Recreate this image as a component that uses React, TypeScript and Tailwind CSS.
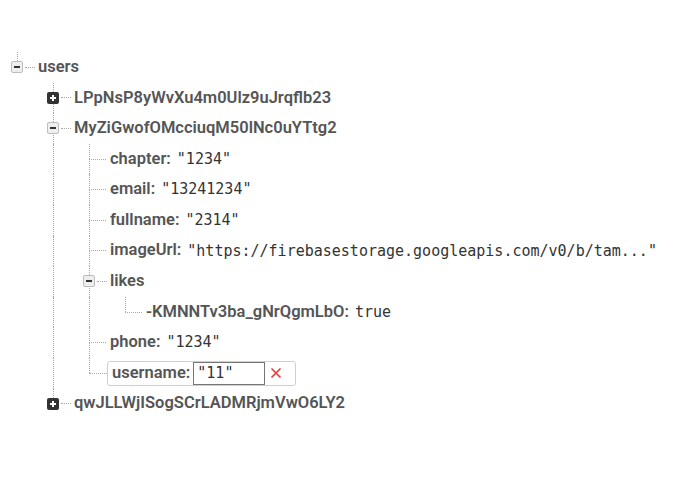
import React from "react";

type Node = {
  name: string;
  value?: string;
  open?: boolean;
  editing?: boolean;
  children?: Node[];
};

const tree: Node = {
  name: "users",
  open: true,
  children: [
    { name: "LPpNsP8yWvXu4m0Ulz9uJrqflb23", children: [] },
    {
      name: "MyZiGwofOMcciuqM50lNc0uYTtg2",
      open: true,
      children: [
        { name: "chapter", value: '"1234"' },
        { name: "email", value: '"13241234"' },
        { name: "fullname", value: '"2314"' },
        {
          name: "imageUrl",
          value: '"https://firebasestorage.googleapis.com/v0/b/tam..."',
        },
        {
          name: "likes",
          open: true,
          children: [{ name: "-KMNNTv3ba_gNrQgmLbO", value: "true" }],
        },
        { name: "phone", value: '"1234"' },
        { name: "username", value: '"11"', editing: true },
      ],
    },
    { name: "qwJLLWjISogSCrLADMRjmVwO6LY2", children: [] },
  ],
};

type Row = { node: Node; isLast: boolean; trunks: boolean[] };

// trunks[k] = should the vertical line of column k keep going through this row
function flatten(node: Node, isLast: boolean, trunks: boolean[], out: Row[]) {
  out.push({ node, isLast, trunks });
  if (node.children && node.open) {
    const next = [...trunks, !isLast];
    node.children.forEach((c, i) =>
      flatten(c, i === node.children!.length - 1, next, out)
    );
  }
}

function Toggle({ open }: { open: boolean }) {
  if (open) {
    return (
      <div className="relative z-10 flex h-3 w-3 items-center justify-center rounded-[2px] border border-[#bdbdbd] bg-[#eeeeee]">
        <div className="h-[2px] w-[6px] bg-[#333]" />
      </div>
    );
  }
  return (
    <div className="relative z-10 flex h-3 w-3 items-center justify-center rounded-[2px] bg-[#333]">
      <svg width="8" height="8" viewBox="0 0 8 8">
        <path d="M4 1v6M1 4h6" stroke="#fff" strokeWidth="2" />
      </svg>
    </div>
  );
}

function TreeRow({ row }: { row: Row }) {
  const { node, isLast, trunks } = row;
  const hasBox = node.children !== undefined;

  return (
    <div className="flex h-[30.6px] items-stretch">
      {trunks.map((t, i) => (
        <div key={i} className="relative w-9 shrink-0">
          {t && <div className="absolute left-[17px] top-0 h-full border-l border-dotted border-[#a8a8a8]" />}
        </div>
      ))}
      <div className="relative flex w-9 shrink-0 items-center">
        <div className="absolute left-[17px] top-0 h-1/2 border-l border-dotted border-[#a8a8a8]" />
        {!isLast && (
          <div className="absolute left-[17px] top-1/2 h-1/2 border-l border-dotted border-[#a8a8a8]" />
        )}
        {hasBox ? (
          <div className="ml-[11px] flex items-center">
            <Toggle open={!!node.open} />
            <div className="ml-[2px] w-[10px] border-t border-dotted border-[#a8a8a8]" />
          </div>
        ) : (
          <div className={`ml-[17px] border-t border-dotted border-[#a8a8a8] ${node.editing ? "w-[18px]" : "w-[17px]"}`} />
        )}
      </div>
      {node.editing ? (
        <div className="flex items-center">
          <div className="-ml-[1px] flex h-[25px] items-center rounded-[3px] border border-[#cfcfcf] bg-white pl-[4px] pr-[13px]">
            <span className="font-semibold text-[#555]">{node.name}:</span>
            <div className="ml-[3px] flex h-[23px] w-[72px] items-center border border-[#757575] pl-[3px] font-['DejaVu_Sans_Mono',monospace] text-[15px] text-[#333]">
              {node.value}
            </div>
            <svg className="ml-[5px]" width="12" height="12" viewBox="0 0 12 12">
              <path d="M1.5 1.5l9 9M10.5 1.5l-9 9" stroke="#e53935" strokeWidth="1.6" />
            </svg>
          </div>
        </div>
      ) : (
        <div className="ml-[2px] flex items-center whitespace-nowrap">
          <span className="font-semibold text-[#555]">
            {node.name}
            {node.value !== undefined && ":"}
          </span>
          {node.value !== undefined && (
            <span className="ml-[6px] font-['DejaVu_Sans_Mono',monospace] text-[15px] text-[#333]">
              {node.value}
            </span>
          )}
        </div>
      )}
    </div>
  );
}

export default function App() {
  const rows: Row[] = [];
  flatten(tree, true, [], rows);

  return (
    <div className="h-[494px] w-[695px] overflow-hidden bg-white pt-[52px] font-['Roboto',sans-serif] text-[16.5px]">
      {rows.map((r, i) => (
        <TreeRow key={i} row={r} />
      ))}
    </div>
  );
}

====

WHAT IS EXPECTED
All the material shown above is to be copied exactly, with no pictures carried over.

OUTPUT
Recreate this image as a component that uses React, TypeScript and Tailwind CSS.
import React from "react";

type Node = {
  name: string;
  value?: string;
  open?: boolean;
  editing?: boolean;
  children?: Node[];
};

const tree: Node = {
  name: "users",
  open: true,
  children: [
    { name: "LPpNsP8yWvXu4m0Ulz9uJrqflb23", children: [] },
    {
      name: "MyZiGwofOMcciuqM50lNc0uYTtg2",
      open: true,
      children: [
        { name: "chapter", value: '"1234"' },
        { name: "email", value: '"13241234"' },
        { name: "fullname", value: '"2314"' },
        {
          name: "imageUrl",
          value: '"https://firebasestorage.googleapis.com/v0/b/tam..."',
        },
        {
          name: "likes",
          open: true,
          children: [{ name: "-KMNNTv3ba_gNrQgmLbO", value: "true" }],
        },
        { name: "phone", value: '"1234"' },
        { name: "username", value: '"11"', editing: true },
      ],
    },
    { name: "qwJLLWjISogSCrLADMRjmVwO6LY2", children: [] },
  ],
};

type Row = { node: Node; isLast: boolean; trunks: boolean[] };

// trunks[k] = should the vertical line of column k keep going through this row
function flatten(node: Node, isLast: boolean, trunks: boolean[], out: Row[]) {
  out.push({ node, isLast, trunks });
  if (node.children && node.open) {
    const next = [...trunks, !isLast];
    node.children.forEach((c, i) =>
      flatten(c, i === node.children!.length - 1, next, out)
    );
  }
}

function Toggle({ open }: { open: boolean }) {
  if (open) {
    return (
      <div className="relative z-10 flex h-3 w-3 items-center justify-center rounded-[2px] border border-[#bdbdbd] bg-[#eeeeee]">
        <div className="h-[2px] w-[6px] bg-[#333]" />
      </div>
    );
  }
  return (
    <div className="relative z-10 flex h-3 w-3 items-center justify-center rounded-[2px] bg-[#333]">
      <svg width="8" height="8" viewBox="0 0 8 8">
        <path d="M4 1v6M1 4h6" stroke="#fff" strokeWidth="2" />
      </svg>
    </div>
  );
}

function TreeRow({ row }: { row: Row }) {
  const { node, isLast, trunks } = row;
  const hasBox = node.children !== undefined;

  return (
    <div className="flex h-[30.6px] items-stretch">
      {trunks.map((t, i) => (
        <div key={i} className="relative w-9 shrink-0">
          {t && <div className="absolute left-[17px] top-0 h-full border-l border-dotted border-[#a8a8a8]" />}
        </div>
      ))}
      <div className="relative flex w-9 shrink-0 items-center">
        <div className="absolute left-[17px] top-0 h-1/2 border-l border-dotted border-[#a8a8a8]" />
        {!isLast && (
          <div className="absolute left-[17px] top-1/2 h-1/2 border-l border-dotted border-[#a8a8a8]" />
        )}
        {hasBox ? (
          <div className="ml-[11px] flex items-center">
            <Toggle open={!!node.open} />
            <div className="ml-[2px] w-[10px] border-t border-dotted border-[#a8a8a8]" />
          </div>
        ) : (
          <div className={`ml-[17px] border-t border-dotted border-[#a8a8a8] ${node.editing ? "w-[18px]" : "w-[17px]"}`} />
        )}
      </div>
      {node.editing ? (
        <div className="flex items-center">
          <div className="-ml-[1px] flex h-[25px] items-center rounded-[3px] border border-[#cfcfcf] bg-white pl-[4px] pr-[13px]">
            <span className="font-semibold text-[#555]">{node.name}:</span>
            <div className="ml-[3px] flex h-[23px] w-[72px] items-center border border-[#757575] pl-[3px] font-['DejaVu_Sans_Mono',monospace] text-[15px] text-[#333]">
              {node.value}
            </div>
            <svg className="ml-[5px]" width="12" height="12" viewBox="0 0 12 12">
              <path d="M1.5 1.5l9 9M10.5 1.5l-9 9" stroke="#e53935" strokeWidth="1.6" />
            </svg>
          </div>
        </div>
      ) : (
        <div className="ml-[2px] flex items-center whitespace-nowrap">
          <span className="font-semibold text-[#555]">
            {node.name}
            {node.value !== undefined && ":"}
          </span>
          {node.value !== undefined && (
            <span className="ml-[6px] font-['DejaVu_Sans_Mono',monospace] text-[15px] text-[#333]">
              {node.value}
            </span>
          )}
        </div>
      )}
    </div>
  );
}

export default function App() {
  const rows: Row[] = [];
  flatten(tree, true, [], rows);

  return (
    <div className="h-[494px] w-[695px] overflow-hidden bg-white pt-[52px] font-['Roboto',sans-serif] text-[16.5px]">
      {rows.map((r, i) => (
        <TreeRow key={i} row={r} />
      ))}
    </div>
  );
}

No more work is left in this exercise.